> DATA SEGMENT
**********

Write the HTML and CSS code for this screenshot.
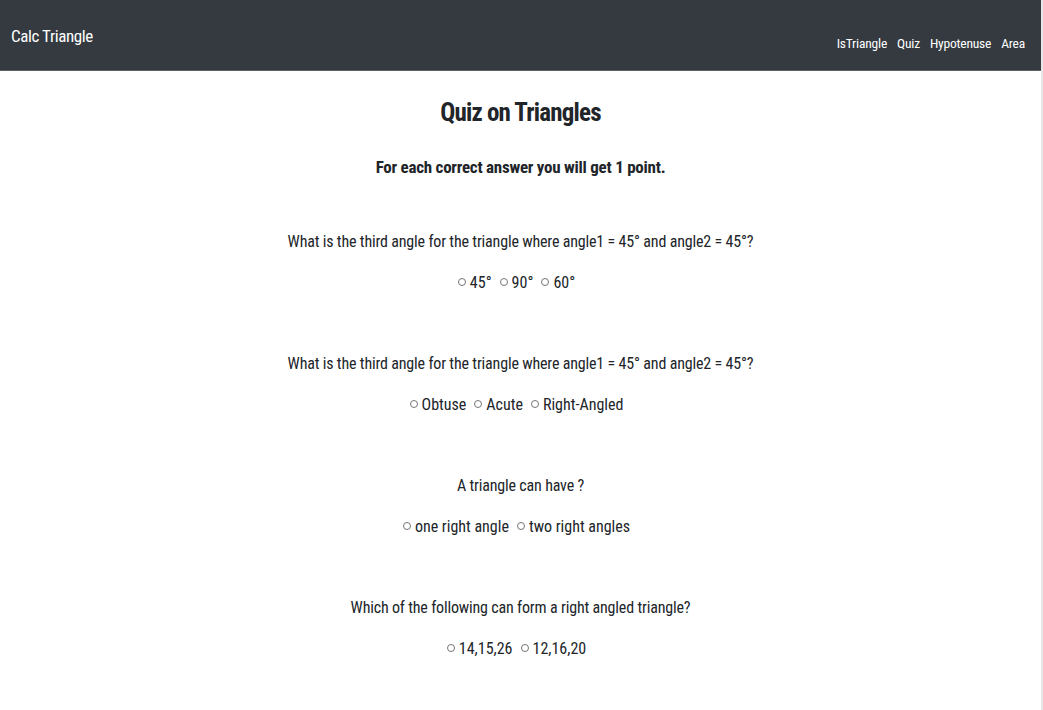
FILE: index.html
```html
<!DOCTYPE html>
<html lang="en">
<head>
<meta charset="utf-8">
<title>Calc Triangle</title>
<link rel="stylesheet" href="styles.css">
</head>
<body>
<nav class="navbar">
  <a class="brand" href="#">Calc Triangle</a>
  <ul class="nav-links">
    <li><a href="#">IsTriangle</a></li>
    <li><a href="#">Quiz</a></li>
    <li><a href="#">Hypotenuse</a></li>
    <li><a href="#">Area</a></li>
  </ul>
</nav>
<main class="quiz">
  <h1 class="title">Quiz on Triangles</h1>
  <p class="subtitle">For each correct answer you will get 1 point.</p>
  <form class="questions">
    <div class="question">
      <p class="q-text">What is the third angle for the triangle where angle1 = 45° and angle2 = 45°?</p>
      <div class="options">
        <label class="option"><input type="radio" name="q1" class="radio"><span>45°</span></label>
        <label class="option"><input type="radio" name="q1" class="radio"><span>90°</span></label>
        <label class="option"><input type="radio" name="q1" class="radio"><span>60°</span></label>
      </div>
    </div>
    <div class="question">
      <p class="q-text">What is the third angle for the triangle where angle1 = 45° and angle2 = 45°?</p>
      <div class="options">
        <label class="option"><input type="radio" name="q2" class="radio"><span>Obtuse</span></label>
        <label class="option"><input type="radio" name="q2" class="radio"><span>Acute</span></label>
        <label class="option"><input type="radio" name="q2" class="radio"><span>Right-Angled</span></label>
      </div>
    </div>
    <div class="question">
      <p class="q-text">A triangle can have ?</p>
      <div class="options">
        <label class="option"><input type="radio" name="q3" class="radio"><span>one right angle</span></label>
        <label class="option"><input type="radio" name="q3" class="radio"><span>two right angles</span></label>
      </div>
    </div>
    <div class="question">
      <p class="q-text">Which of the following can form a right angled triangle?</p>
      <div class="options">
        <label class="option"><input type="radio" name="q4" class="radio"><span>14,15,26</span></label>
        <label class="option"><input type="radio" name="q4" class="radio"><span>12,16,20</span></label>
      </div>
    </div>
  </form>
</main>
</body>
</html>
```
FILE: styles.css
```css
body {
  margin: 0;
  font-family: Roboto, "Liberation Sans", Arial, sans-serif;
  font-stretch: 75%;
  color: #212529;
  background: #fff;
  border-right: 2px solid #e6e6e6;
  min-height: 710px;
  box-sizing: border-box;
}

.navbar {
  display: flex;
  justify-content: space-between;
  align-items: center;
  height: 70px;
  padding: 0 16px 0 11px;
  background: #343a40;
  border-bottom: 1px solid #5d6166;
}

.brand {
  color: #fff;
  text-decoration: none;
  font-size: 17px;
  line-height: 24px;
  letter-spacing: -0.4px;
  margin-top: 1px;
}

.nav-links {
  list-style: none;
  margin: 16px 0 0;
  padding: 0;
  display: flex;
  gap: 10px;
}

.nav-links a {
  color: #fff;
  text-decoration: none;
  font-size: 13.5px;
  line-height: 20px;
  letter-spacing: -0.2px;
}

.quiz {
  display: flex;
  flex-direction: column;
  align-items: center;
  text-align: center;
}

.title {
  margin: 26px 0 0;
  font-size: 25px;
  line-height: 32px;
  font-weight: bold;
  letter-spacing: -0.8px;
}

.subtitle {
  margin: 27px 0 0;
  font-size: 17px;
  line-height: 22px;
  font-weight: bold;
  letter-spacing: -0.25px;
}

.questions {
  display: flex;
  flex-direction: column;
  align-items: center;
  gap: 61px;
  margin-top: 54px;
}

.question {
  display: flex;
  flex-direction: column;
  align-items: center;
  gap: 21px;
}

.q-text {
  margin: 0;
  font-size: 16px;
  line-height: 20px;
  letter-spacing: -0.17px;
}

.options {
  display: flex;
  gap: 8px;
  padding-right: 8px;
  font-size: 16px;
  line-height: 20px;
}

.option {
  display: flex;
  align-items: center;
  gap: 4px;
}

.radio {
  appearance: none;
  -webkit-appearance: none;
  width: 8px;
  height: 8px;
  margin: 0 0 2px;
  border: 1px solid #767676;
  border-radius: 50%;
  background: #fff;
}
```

**********

> EXERCISE TASK
Reproduce the whole listing above word for word, but not its pictures.

> FINISHED EXERCISE
Write the HTML and CSS code for this screenshot.
FILE: index.html
```html
<!DOCTYPE html>
<html lang="en">
<head>
<meta charset="utf-8">
<title>Calc Triangle</title>
<link rel="stylesheet" href="styles.css">
</head>
<body>
<nav class="navbar">
  <a class="brand" href="#">Calc Triangle</a>
  <ul class="nav-links">
    <li><a href="#">IsTriangle</a></li>
    <li><a href="#">Quiz</a></li>
    <li><a href="#">Hypotenuse</a></li>
    <li><a href="#">Area</a></li>
  </ul>
</nav>
<main class="quiz">
  <h1 class="title">Quiz on Triangles</h1>
  <p class="subtitle">For each correct answer you will get 1 point.</p>
  <form class="questions">
    <div class="question">
      <p class="q-text">What is the third angle for the triangle where angle1 = 45° and angle2 = 45°?</p>
      <div class="options">
        <label class="option"><input type="radio" name="q1" class="radio"><span>45°</span></label>
        <label class="option"><input type="radio" name="q1" class="radio"><span>90°</span></label>
        <label class="option"><input type="radio" name="q1" class="radio"><span>60°</span></label>
      </div>
    </div>
    <div class="question">
      <p class="q-text">What is the third angle for the triangle where angle1 = 45° and angle2 = 45°?</p>
      <div class="options">
        <label class="option"><input type="radio" name="q2" class="radio"><span>Obtuse</span></label>
        <label class="option"><input type="radio" name="q2" class="radio"><span>Acute</span></label>
        <label class="option"><input type="radio" name="q2" class="radio"><span>Right-Angled</span></label>
      </div>
    </div>
    <div class="question">
      <p class="q-text">A triangle can have ?</p>
      <div class="options">
        <label class="option"><input type="radio" name="q3" class="radio"><span>one right angle</span></label>
        <label class="option"><input type="radio" name="q3" class="radio"><span>two right angles</span></label>
      </div>
    </div>
    <div class="question">
      <p class="q-text">Which of the following can form a right angled triangle?</p>
      <div class="options">
        <label class="option"><input type="radio" name="q4" class="radio"><span>14,15,26</span></label>
        <label class="option"><input type="radio" name="q4" class="radio"><span>12,16,20</span></label>
      </div>
    </div>
  </form>
</main>
</body>
</html>
```
FILE: styles.css
```css
body {
  margin: 0;
  font-family: Roboto, "Liberation Sans", Arial, sans-serif;
  font-stretch: 75%;
  color: #212529;
  background: #fff;
  border-right: 2px solid #e6e6e6;
  min-height: 710px;
  box-sizing: border-box;
}

.navbar {
  display: flex;
  justify-content: space-between;
  align-items: center;
  height: 70px;
  padding: 0 16px 0 11px;
  background: #343a40;
  border-bottom: 1px solid #5d6166;
}

.brand {
  color: #fff;
  text-decoration: none;
  font-size: 17px;
  line-height: 24px;
  letter-spacing: -0.4px;
  margin-top: 1px;
}

.nav-links {
  list-style: none;
  margin: 16px 0 0;
  padding: 0;
  display: flex;
  gap: 10px;
}

.nav-links a {
  color: #fff;
  text-decoration: none;
  font-size: 13.5px;
  line-height: 20px;
  letter-spacing: -0.2px;
}

.quiz {
  display: flex;
  flex-direction: column;
  align-items: center;
  text-align: center;
}

.title {
  margin: 26px 0 0;
  font-size: 25px;
  line-height: 32px;
  font-weight: bold;
  letter-spacing: -0.8px;
}

.subtitle {
  margin: 27px 0 0;
  font-size: 17px;
  line-height: 22px;
  font-weight: bold;
  letter-spacing: -0.25px;
}

.questions {
  display: flex;
  flex-direction: column;
  align-items: center;
  gap: 61px;
  margin-top: 54px;
}

.question {
  display: flex;
  flex-direction: column;
  align-items: center;
  gap: 21px;
}

.q-text {
  margin: 0;
  font-size: 16px;
  line-height: 20px;
  letter-spacing: -0.17px;
}

.options {
  display: flex;
  gap: 8px;
  padding-right: 8px;
  font-size: 16px;
  line-height: 20px;
}

.option {
  display: flex;
  align-items: center;
  gap: 4px;
}

.radio {
  appearance: none;
  -webkit-appearance: none;
  width: 8px;
  height: 8px;
  margin: 0 0 2px;
  border: 1px solid #767676;
  border-radius: 50%;
  background: #fff;
}
```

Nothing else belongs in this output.